Un gigantesque « état d’exception ». Des méthodes propres à un domaine, telles que l’ont exposées les grévistes d’ONET, victorieuses après 45 jours de grève, ayant obtenu gain de cause contre le géant de la sous-traitance qui les « louait » à la SNCF. A ce véritable « état d’exception » que constitue l’entreprise, les grévistes de Gare du Nord ont opposé leur détermination et leur solidarité. Si, comme l’écrit le philosophe Alain Deneault pour le Monde Diplomatique : « Le milieu professionnel et le droit du travail constituent une gigantesque situation d’exception dans l’ordre de la souveraineté politique », alors c’est en opposant un « droit » à un autre, celui des travailleurs, par la grève principalement, que ceux-ci pourront imposer leurs revendications. De la SCNF à la Poste en passant par France Telecom, la souffrance au travail en France lamine, broie et tue. Une souffrance sociale, dont les causes sont directement politiques : par la précarisation à marche forcée imposée par les gouvernements successifs jusqu’à Macron.
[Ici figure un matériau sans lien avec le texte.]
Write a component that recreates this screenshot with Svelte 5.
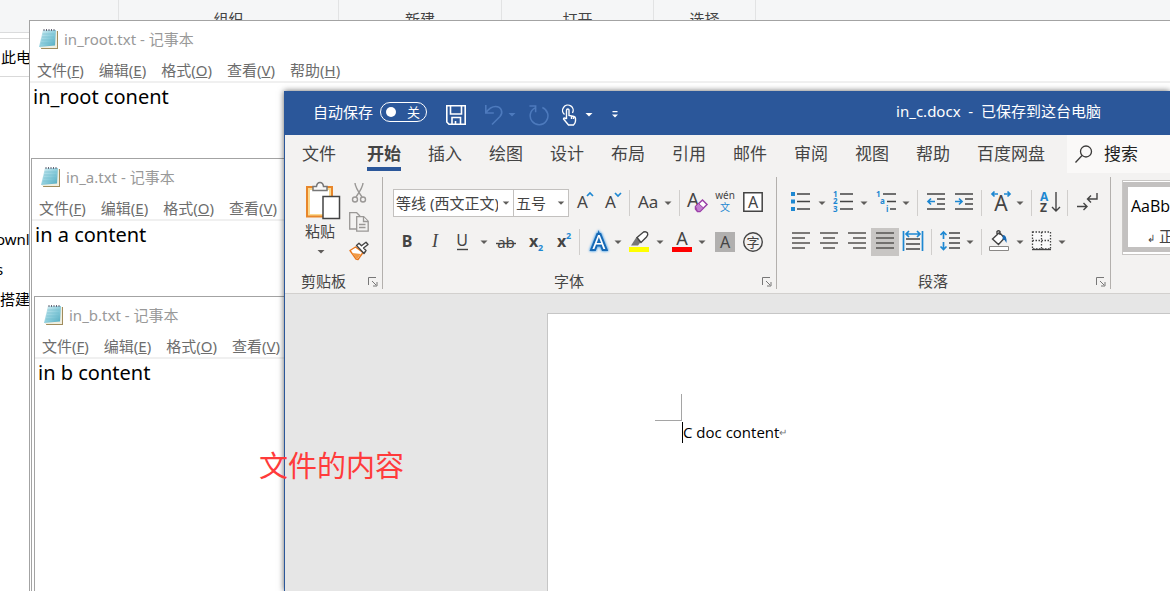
<script>
  const groups = [
    { name: '', width: 118 },
    { name: '组织', width: 219 },
    { name: '新建', width: 162 },
    { name: '打开', width: 151 },
    { name: '选择', width: 101 }
  ];
  const menus = [
    ['文件', 'F'],
    ['编辑', 'E'],
    ['格式', 'O'],
    ['查看', 'V'],
    ['帮助', 'H']
  ];
  const notepads = [
    { id: 'root', title: 'in_root.txt - 记事本', text: 'in_root conent' },
    { id: 'a', title: 'in_a.txt - 记事本', text: 'in a content' },
    { id: 'b', title: 'in_b.txt - 记事本', text: 'in b content' }
  ];
  const tabs = ['文件', '开始', '插入', '绘图', '设计', '布局', '引用', '邮件', '审阅', '视图', '帮助', '百度网盘'];
</script>

{#snippet arrow()}
  <svg class="arrow" viewBox="0 0 14 28" aria-hidden="true"><path d="M3.500 12.500h7l-3.500 3.500z" fill="#5f5d5b" /></svg>
{/snippet}

{#snippet launcher(label)}
  <button class="launcher" aria-label={label}>
    <svg width="10" height="10" viewBox="0 0 10 10" fill="none" stroke="#777">
      <path d="M.5 8V.5H8M4 4l4 4M9 5v4H5" />
    </svg>
  </button>
{/snippet}

{#snippet lines(rows)}
  <svg viewBox="0 0 28 28" stroke="#5d5b59" stroke-width="1.6">
    {#each rows as [x1, x2], i}
      <path d="M{x1} {5 + i * 5}H{x2}" />
    {/each}
  </svg>
{/snippet}

<div class="desktop">
  <section class="explorer" aria-label="文件资源管理器">
    <div class="groups">
      {#each groups as g}
        <div class="exgroup" style="width: {g.width}px">{g.name}</div>
      {/each}
    </div>
    <div class="address">此电脑</div>
    <ul class="tree">
      <li class="tail">ownload</li>
      <li class="tail">s</li>
      <li>搭建</li>
    </ul>
  </section>

  {#each notepads as n}
    <section class="notepad {n.id}">
      <header>
        <svg width="20" height="22" viewBox="0 0 20 22" aria-hidden="true">
          <defs>
            <linearGradient id="np-{n.id}" x1="0" y1="0" x2="1" y2="1">
              <stop offset="0" stop-color="#d8f0f5" />
              <stop offset=".55" stop-color="#8accdb" />
              <stop offset="1" stop-color="#4fa9bf" />
            </linearGradient>
          </defs>
          <path d="M5 3h14v18H2z" fill="#a08c5c" />
          <path d="M4 3h14v17H1z" fill="#f1efe0" />
          <path d="M4 2h13l-1 15.500L0 19z" fill="url(#np-{n.id})" />
          <path d="M3.500 6h12M3 9h12M2.500 12h12M2 15h12" stroke="#6fbccd" stroke-width=".6" />
          <path d="M5 3V1M7.500 3V1M10 3V1M12.500 3V1M15 3V1" stroke="#667" />
        </svg>
        <span>{n.title}</span>
      </header>
      <nav>
        {#each menus as [label, key]}
          <button>{label}(<u>{key}</u>)</button>
        {/each}
      </nav>
      <textarea aria-label={n.title} spellcheck="false" value={n.text}></textarea>
    </section>
  {/each}

  <section class="word">
    <header class="titlebar">
      <label class="autosave">
        自动保存
        <span class="pill"><input type="checkbox" /><i></i><b>关</b></span>
      </label>
      <div class="quick">
        <button class="save" aria-label="保存">
          <svg width="20" height="20" viewBox="0 0 20 20" fill="none" stroke="#fff" stroke-width="1.600">
            <path d="M.8.800h18.400v18.400H3L.8 17zM4.500 1v8h11V1M6 19v-6.500h8.500V19M9.500 19v-3" />
          </svg>
        </button>
        <button class="split" aria-label="撤消">
          <svg width="20" height="22" viewBox="0 0 20 22" fill="none" stroke="#4d7abd" stroke-width="1.600">
            <path d="M1.800 1v8h8M2 8.500C5 4.500 8 2.500 11.500 2.500c6 0 8 6 4.500 10L8 20.500" />
          </svg>
          <svg width="8" height="4" viewBox="0 0 8 4"><path d="M.5 0h7L4 3.500z" fill="#4d7abd" /></svg>
        </button>
        <button aria-label="重复">
          <svg width="21" height="22" viewBox="0 0 22 22" fill="none" stroke="#4d7abd" stroke-width="1.600">
            <path d="M1.500 1.500H8V8M7.500 3.500A9.300 9.300 0 1 0 15 3.200" />
          </svg>
        </button>
        <button class="split" aria-label="触摸/鼠标模式">
          <svg width="20" height="22" viewBox="0 0 20 22" fill="none" stroke="#fff" stroke-width="1.400">
            <path d="M3.500 10.500A5.300 5.300 0 1 1 11.500 9M5.500 15V6.500q0-1.500 1.300-1.500T8 6.500v5l5 1q1.500.500 1.500 2V17q0 2-2 4H7.500L2.500 15q0-2 3 0M10.500 12v3M12.500 12.500V15" />
          </svg>
          <svg width="8" height="4" viewBox="0 0 8 4"><path d="M.5 0h7L4 3.500z" fill="#fff" /></svg>
        </button>
        <button class="customize" aria-label="自定义快速访问工具栏">
          <svg width="8" height="8" viewBox="0 0 8 8" fill="#fff"><path d="M1.500 0h5v1.200h-5zM1 3.500h6L4 6.500z" /></svg>
        </button>
      </div>
      <h1>in_c.docx&nbsp; -&nbsp; 已保存到这台电脑</h1>
    </header>

    <nav class="tabs">
      {#each tabs as t}
        <button class:active={t === '开始'}>{t}</button>
      {/each}
      <button class="search">
        <svg width="18" height="18" viewBox="0 0 18 18" fill="none" stroke="#3b3a39" stroke-width="1.300">
          <circle cx="11" cy="6.500" r="5.500" /><path d="M7 10.500L.5 17.500" />
        </svg>
        搜索
      </button>
    </nav>

    <div class="ribbon">
      <div class="group clipboard">
        <div class="body">
          <button class="paste">
            <svg width="36" height="40" viewBox="0 0 36 40" fill="none">
              <path d="M2 6h25v29.500H2z" fill="#fbd98f" stroke="#e8862a" stroke-width="2" />
              <path d="M5 9h19v24H5z" fill="#fff" />
              <path d="M8 9.500V5.500h3.500q.5-4 3.500-4t3.500 4H22v4z" fill="#f8f8f8" stroke="#777" stroke-width="1.500" />
              <path d="M18 15.500h16.500v22H18z" fill="#fff" stroke="#444" stroke-width="1.500" />
            </svg>
            <span>粘贴</span>
            <svg class="more" width="8" height="4" viewBox="0 0 8 4"><path d="M.5 0h7L4 3.500z" fill="#5f5d5b" /></svg>
          </button>
          <div class="minis">
            <button aria-label="剪切">
              <svg width="20" height="20" viewBox="0 0 20 20" fill="none" stroke="#9a9896" stroke-width="1.400">
                <path d="M6 0q0 4 7 14M14 0q0 4-7 14" />
                <circle cx="6" cy="16.500" r="2.500" /><circle cx="14" cy="16.500" r="2.500" />
              </svg>
            </button>
            <button aria-label="复制">
              <svg width="20" height="20" viewBox="0 0 20 20" fill="#f3f2f1" stroke="#9a9896" stroke-width="1.300">
                <path d="M.7.700h7l3 3V17H.7z" />
                <path d="M7.700 4.700h7l4.500 4.500v10H7.700z" /><path d="M14.500 5v4.500H19M10 12.500h6.500M10 15.500h6.500" />
              </svg>
            </button>
            <button aria-label="格式刷">
              <svg width="20" height="20" viewBox="0 0 20 20" fill="none" stroke-linejoin="round">
                <path d="M6.500 6L1 9.500l6 8.500 2 .500 5-7z" fill="#fff" stroke="#e8761c" stroke-width="1.400" />
                <path d="M3 12l9 1-4 5z" fill="#f29a45" />
                <path d="M7.500 4.500l7.500 8 2-3-2.500-2.500L19 3.500 17 1.200l-4.500 3.500-2.500-2.500z" fill="#fff" stroke="#444" stroke-width="1.400" />
              </svg>
            </button>
          </div>
        </div>
        <footer><span>剪贴板</span>{@render launcher('剪贴板选项')}</footer>
      </div>

      <div class="group font">
        <div class="row">
          <div class="combo name">
            <select aria-label="字体"><option>等线 (西文正文)</option></select>{@render arrow()}
          </div>
          <div class="combo size">
            <select aria-label="字号"><option>五号</option></select>{@render arrow()}
          </div>
          <button aria-label="增大字号">
            <svg viewBox="0 0 28 28"><text x="8" y="19" font-size="17">A</text><path d="M18 7l3-3 3 3" class="blue" /></svg>
          </button>
          <button aria-label="减小字号">
            <svg viewBox="0 0 28 28"><text x="8" y="19" font-size="17">A</text><path d="M18 4l3 3 3-3" class="blue" /></svg>
          </button>
          <hr />
          <button aria-label="更改大小写">
            <svg viewBox="0 0 28 28"><text x="5" y="19" font-size="17">Aa</text></svg>{@render arrow()}
          </button>
          <hr />
          <button aria-label="清除所有格式">
            <svg viewBox="0 0 28 28">
              <text x="4" y="18" font-size="19">A</text>
              <path d="M12.500 17.500l7-6.500 4.500 4.500-7 7h-2.500l-2-2.500z" fill="#fff" stroke="#9b3fa8" stroke-width="1.500" />
              <path d="M12.500 17.500l3-3 5 4.500-3.500 3.500h-2.500z" fill="#c27fd0" stroke="#9b3fa8" />
            </svg>
          </button>
          <button aria-label="拼音指南">
            <svg viewBox="0 0 28 28"><text x="14" y="10" font-size="10" text-anchor="middle">wén</text><text x="14" y="22" font-size="10" text-anchor="middle" class="bluetext">文</text></svg>
          </button>
          <button aria-label="字符边框">
            <svg viewBox="0 0 28 28"><path d="M4.800 3.800h18.400v18.400H4.800z" fill="#fff" stroke="#444" stroke-width="1.500" /><text x="14" y="19" font-size="16" text-anchor="middle">A</text></svg>
          </button>
        </div>
        <div class="row">
          <button aria-label="加粗"><svg viewBox="0 0 28 28"><text x="14" y="19" font-size="16" font-weight="700" text-anchor="middle">B</text></svg></button>
          <button aria-label="倾斜"><svg viewBox="0 0 28 28"><text x="14" y="19" font-size="18" class="serif" text-anchor="middle">I</text></svg></button>
          <button aria-label="下划线">
            <svg viewBox="0 0 28 28"><text x="13" y="18" font-size="16" text-anchor="middle">U</text><path d="M8 21.500h11" class="ink" /></svg>{@render arrow()}
          </button>
          <button aria-label="删除线"><svg viewBox="0 0 28 28"><text x="15" y="20" font-size="15" text-anchor="middle">ab</text><path d="M5 15.500h20" class="ink" /></svg></button>
          <button aria-label="下标"><svg viewBox="0 0 28 28"><text x="10" y="19" font-size="16" font-weight="700">x</text><text x="19" y="23" font-size="9" font-weight="700" class="bluetext">2</text></svg></button>
          <button aria-label="上标"><svg viewBox="0 0 28 28"><text x="10" y="19" font-size="16" font-weight="700">x</text><text x="19" y="11" font-size="9" font-weight="700" class="bluetext">2</text></svg></button>
          <hr />
          <button aria-label="文本效果和版式">
            <svg class="effect" viewBox="0 0 28 28"><text x="16" y="21" font-size="20" text-anchor="middle">A</text></svg>{@render arrow()}
          </button>
          <button aria-label="文本突出显示颜色">
            <svg viewBox="0 0 28 28">
              <path d="M4 19h20v5H4z" fill="#ff0" />
              <path d="M6 17.500L11.500 9l4.500 4.500-3 4z" fill="#777" />
              <path d="M12 9.500L18.500 4Q21 3 22.500 5q1 2-1 4L16 14.500z" fill="#fff" stroke="#444" stroke-width="1.400" />
            </svg>{@render arrow()}
          </button>
          <button aria-label="字体颜色">
            <svg viewBox="0 0 28 28"><text x="15" y="17" font-size="18" text-anchor="middle">A</text><path d="M5 19h20v5H5z" fill="red" /></svg>{@render arrow()}
          </button>
          <button aria-label="字符底纹"><svg viewBox="0 0 28 28"><path d="M6 4h20v20H6z" fill="#b1b0af" /><text x="16" y="20" font-size="16" text-anchor="middle">A</text></svg></button>
          <button aria-label="带圈字符"><svg viewBox="0 0 28 28"><circle cx="16" cy="14" r="9.300" fill="none" class="ink" /><text x="16" y="19" font-size="13" text-anchor="middle">字</text></svg></button>
        </div>
        <footer><span>字体</span>{@render launcher('字体选项')}</footer>
      </div>

      <div class="group para">
        <div class="row">
          <button aria-label="项目符号">
            <svg viewBox="0 0 28 28"><path d="M4 3h4v4H4zM4 10.500h4v4H4zM4 18h4v4H4z" fill="#1e88d2" /><path d="M10 5h13M10 12.500h13M10 20h13" class="ink" /></svg>{@render arrow()}
          </button>
          <button aria-label="编号">
            <svg viewBox="0 0 28 28">
              <g font-size="8" font-weight="700" class="bluetext"><text x="4" y="8">1</text><text x="4" y="15">2</text><text x="4" y="23">3</text></g>
              <path d="M11 5h13M11 12.500h13M11 20h13" class="ink" />
            </svg>{@render arrow()}
          </button>
          <button aria-label="多级列表">
            <svg viewBox="0 0 28 28">
              <g font-size="8" font-weight="700" class="bluetext"><text x="5" y="8">1</text><text x="9" y="15">a</text><text x="15" y="23">i</text></g>
              <path d="M12 5h13M16 12.500h9M19 20h6" class="ink" />
            </svg>{@render arrow()}
          </button>
          <hr />
          <button aria-label="减少缩进量">
            <svg viewBox="0 0 28 28"><path d="M6 5h18M16 10h8M16 15h8M6 20h18" class="ink" /><path d="M14 12.500H7M10 9.500l-3 3 3 3" class="blue" /></svg>
          </button>
          <button aria-label="增加缩进量">
            <svg viewBox="0 0 28 28"><path d="M6 5h18M16 10h8M16 15h8M6 20h18" class="ink" /><path d="M6 12.500h7M10 9.500l3 3-3 3" class="blue" /></svg>
          </button>
          <hr />
          <button aria-label="中文版式">
            <svg viewBox="0 0 28 28"><text x="16" y="22" font-size="21" text-anchor="middle">A</text><path d="M7 5h6M9.500 2.500L7 5l2.500 2.500M19 5h6M22.500 2.500L25 5 22.500 7.500" class="blue" /></svg>{@render arrow()}
          </button>
          <hr />
          <button aria-label="排序">
            <svg viewBox="0 0 28 28"><text x="5" y="12" font-size="12" font-weight="700" class="bluetext">A</text><text x="5" y="23" font-size="12" font-weight="700">Z</text><path d="M21 3v19M17 18l4 4 4-4" class="ink" fill="none" /></svg>
          </button>
          <hr />
          <button aria-label="显示编辑标记">
            <svg viewBox="0 0 28 28" fill="none"><path d="M6 17.500h10M12.500 14l3.500 3.500-3.500 3.500M26 4v6h-9M20 6.500L16.500 10l3.500 3.500" class="ink" /></svg>
          </button>
        </div>
        <div class="row">
          <button aria-label="左对齐">{@render lines([[5, 23], [5, 18], [5, 23], [5, 18]])}</button>
          <button aria-label="居中">{@render lines([[5, 23], [8, 20], [5, 23], [8, 20]])}</button>
          <button aria-label="右对齐">{@render lines([[5, 23], [10, 23], [5, 23], [10, 23]])}</button>
          <button class="on" aria-label="两端对齐">{@render lines([[5, 23], [5, 23], [5, 23], [5, 23]])}</button>
          <button aria-label="分散对齐">
            <svg viewBox="0 0 28 28"><path d="M7 11h14M7 16h14M7 21h14" class="ink" /><path d="M4.500 3v20M23.500 3v20M7 6h14M10 3L7 6l3 3M18 3l3 3-3 3" class="blue" /></svg>
          </button>
          <hr />
          <button aria-label="行和段落间距">
            <svg viewBox="0 0 28 28"><path d="M14 5h11M14 10h11M14 15h11M14 20h11" class="ink" /><path d="M8.500 4v7M5.500 7l3-3 3 3M8.500 14v8M5.500 18.500l3 3 3-3" class="blue" /></svg>{@render arrow()}
          </button>
          <hr />
          <button aria-label="底纹">
            <svg viewBox="0 0 28 28">
              <path d="M4.500 18.500h19v4h-19z" fill="#fff" stroke="#8a8886" />
              <path d="M7.500 11l7-6.500 5 5.500-6 6.500zM12 7V3.500q1.500-1.500 3 0V7" fill="#fff" class="ink" />
              <path d="M18 7q4 0 3.500 8-1.500-3.500-4-4z" fill="#1769b5" />
            </svg>{@render arrow()}
          </button>
          <button aria-label="边框">
            <svg viewBox="0 0 28 28"><path d="M5.500 4h18v17h-18zM14.500 4v17M5.500 12.500h18" fill="#fafafa" stroke="#444" stroke-width="1.300" stroke-dasharray="1.500 1.500" /><path d="M5 21.500h19" class="ink" /></svg>{@render arrow()}
          </button>
        </div>
        <footer><span>段落</span>{@render launcher('段落选项')}</footer>
      </div>

      <div class="styles">
        <button><span class="sample">AaBbCcDd</span><span class="stylename"><small>↲</small> 正文</span></button>
      </div>
    </div>

    <main>
      <article>
        <div class="corner"></div>
        <p>C doc content<small>↵</small></p>
      </article>
    </main>
  </section>

  <p class="note">文件的内容</p>
</div>

<style>
  :global(body) { margin: 0; }
  .desktop, .desktop * { box-sizing: border-box; }
  .desktop {
    position: relative;
    height: 100vh;
    overflow: hidden;
    background: #fff;
    font: 15px/20px "Noto Sans", "Noto Sans CJK SC", sans-serif;
    color: #000;
  }
  button { display: flex; align-items: center; padding: 0; border: 0; background: none; color: inherit; font: inherit; white-space: nowrap; }
  svg { display: block; flex: none; }

  .groups { display: flex; height: 33px; background: #f5f6f7; border-bottom: 1px solid #dadbdc; }
  .exgroup { box-sizing: content-box; flex: none; padding-top: 9px; border-right: 1px solid #e2e3e4; text-align: center; color: #444; }
  .address { height: 39px; margin-top: 5px; padding-left: 1px; border: solid #d9d9d9; border-width: 1px 0; line-height: 37px; }
  .tree { margin: 147px 0 0; padding: 0; list-style: none; line-height: 30px; }
  .tree .tail { margin-left: -4px; }

  .notepad { position: absolute; right: 0; bottom: 0; display: flex; flex-direction: column; border: solid #a3a3a3; border-width: 1px 0 0 1px; background: #fff; }
  .root { left: 29px; top: 20px; }
  .a { left: 31px; top: 158px; }
  .b { left: 34px; top: 296px; }
  .notepad header { display: flex; align-items: center; gap: 5px; height: 38px; padding: 0 0 2px 9px; color: #999; }
  .notepad nav { display: flex; gap: 15px; height: 24px; padding-left: 7px; border-bottom: 2px solid #f0f0f0; color: #6d6d6d; }
  textarea { flex: 1; padding: 0 3px; border: 0; outline: 0; resize: none; background: none; color: #000; font: 20px/28px "Noto Sans", "Noto Sans CJK SC", sans-serif; }

  .word { position: absolute; left: 284px; right: 0; top: 91px; bottom: 0; display: flex; flex-direction: column; border-left: 1px solid #2b579a; background: #f3f2f1; color: #444; box-shadow: 0 0 6px rgba(0, 0, 0, .6); }
  .titlebar { display: flex; align-items: center; height: 44px; padding: 0 69px 0 28px; background: #2b579a; color: #fff; }
  .autosave { display: flex; align-items: center; gap: 7px; margin-bottom: 3px; }
  .pill { position: relative; display: flex; align-items: center; justify-content: space-between; width: 47px; height: 20px; padding: 0 6px 0 5px; border: 1px solid #fff; border-radius: 10px; }
  .pill input { position: absolute; inset: 0; margin: 0; opacity: 0; }
  .pill i { width: 10px; height: 10px; border-radius: 5px; background: #fff; }
  .pill b { font-size: 13px; font-weight: 400; line-height: 18px; }
  .quick { display: flex; align-items: center; gap: 12px; margin: 3px 0 0 19px; }
  .save { margin-right: 6px; }
  .customize { margin-left: 6px; }
  .split { gap: 4px; }
  h1 { margin: 0 0 4px auto; font-size: 15px; font-weight: 400; white-space: nowrap; }

  .tabs { display: flex; gap: 27px; height: 39px; padding-left: 17px; font-size: 17px; }
  .tabs button { position: relative; flex: none; height: 37px; }
  .tabs button:first-child { margin-right: 4px; }
  .tabs .active { font-weight: 700; }
  .tabs .active::after { content: ""; position: absolute; left: 0; right: 0; bottom: 1px; height: 4px; background: #2b579a; }
  .tabs .search { flex: 1; gap: 11px; height: 38px; margin-left: -5px; padding-left: 8px; background: #faf9f8; color: #222; }

  .ribbon { display: flex; height: 120px; padding-top: 3px; border-bottom: 1px solid #d2d0ce; }
  .group { display: flex; flex-direction: column; flex: none; height: 112px; border-right: 1px solid #b3b0ad; }
  .clipboard { width: 98px; }
  .font { width: 394px; padding-left: 10px; }
  .para { width: 334px; padding-left: 10px; }
  .body { display: flex; gap: 8px; height: 94px; padding: 4px 0 0 20px; }
  .paste { flex-direction: column; align-items: flex-start; width: 36px; }
  .paste span { margin-bottom: 9px; }
  .more { margin-left: 12px; }
  .minis { display: flex; flex-direction: column; gap: 9px; padding-top: 2px; }
  .row { display: flex; height: 28px; margin-top: 12px; }
  .row + .row { margin-top: 11px; }
  .row button { flex: none; height: 28px; }
  .row svg { width: 28px; height: 28px; }
  .row .arrow { width: 14px; }
  .row .on { background: #c8c6c4; }
  hr { width: 1px; height: 26px; margin: 1px 3px 0 4px; border: 0; background: #d0cecc; }
  .combo { position: relative; border: 1px solid #c3c1bf; background: #fff; }
  .combo.size { border-left: 0; }
  .name { width: 121px; }
  .size { width: 55px; }
  select { width: 100%; height: 26px; padding: 0 15px 0 2px; border: 0; appearance: none; background: none; color: #444; font: 15px/26px "Noto Sans", "Noto Sans CJK SC", sans-serif; }
  .combo .arrow { position: absolute; right: 0; top: 0; height: 26px; pointer-events: none; }
  footer { display: flex; align-items: center; height: 16px; margin-top: auto; padding-right: 4px; }
  footer span { flex: 1; padding-right: 17px; text-align: center; }
  .clipboard footer span { padding-right: 6px; }
  .launcher { margin-top: 2px; }

  .row text { fill: #444; font-family: "Noto Sans", "Noto Sans CJK SC", sans-serif; }
  .row .serif { font-family: "Liberation Serif", serif; font-style: italic; }
  .row .bluetext, .row .bluetext text { fill: #1e88d2; }
  .effect { filter: drop-shadow(0 0 1px #4ba3e6) drop-shadow(0 0 1px #8fc3ee); }
  .row .effect text { fill: #fff; stroke: #1769b5; stroke-width: 4; paint-order: stroke; }
  .blue { fill: none; stroke: #1e88d2; stroke-width: 1.7; }
  .ink { stroke: #444; stroke-width: 1.4; }

  .styles { flex: 1; height: 75px; margin: 3px 0 0 11px; padding: 1px 0 4px; overflow: hidden; border: 1px solid #c8c6c4; border-right: 0; background: #fff; }
  .styles button { flex-direction: column; align-items: flex-start; gap: 10px; width: 90px; height: 70px; padding: 9px 3px; border: 5px solid #c3c1c0; }
  .sample { color: #000; font: 16px/20px "Open Sans", sans-serif; }
  .stylename { padding-left: 16px; }
  small { font-size: 10px; }

  main { flex: 1; padding: 19px 0 0 262px; background: #e6e6e6; }
  article { height: 100%; padding: 80px 0 0 107px; border: solid #c6c6c6; border-width: 1px 0 0 1px; background: #fff; color: #000; }
  .corner { width: 27px; height: 27px; border: solid #a5a5a5; border-width: 0 1px 1px 0; }
  article p { display: flex; align-items: center; width: max-content; height: 21px; margin: 1px 0 0 27px; border-left: 1px solid #000; font: 15px/21px "Open Sans", sans-serif; }
  article small { color: #777; }
  .note { position: absolute; left: 259px; top: 446px; margin: 0; color: #ff3b3b; font-size: 29px; line-height: 40px; }
</style>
Comme le symbole d’une résistance que la bourgeoisie cherche à écraser, s’ouvre bientôt le conseil de discipline d’Eric, cheminot menacé de licenciement pour s’être agenouillé devant sa direction. Comme une preuve, pour paraphraser la Boétie, que de Mantes-la-Jolie à Eric, du monde du travail aux quartiers populaires, s’ils sont grands, c’est parce qu’ils veulent nous mettre à genoux.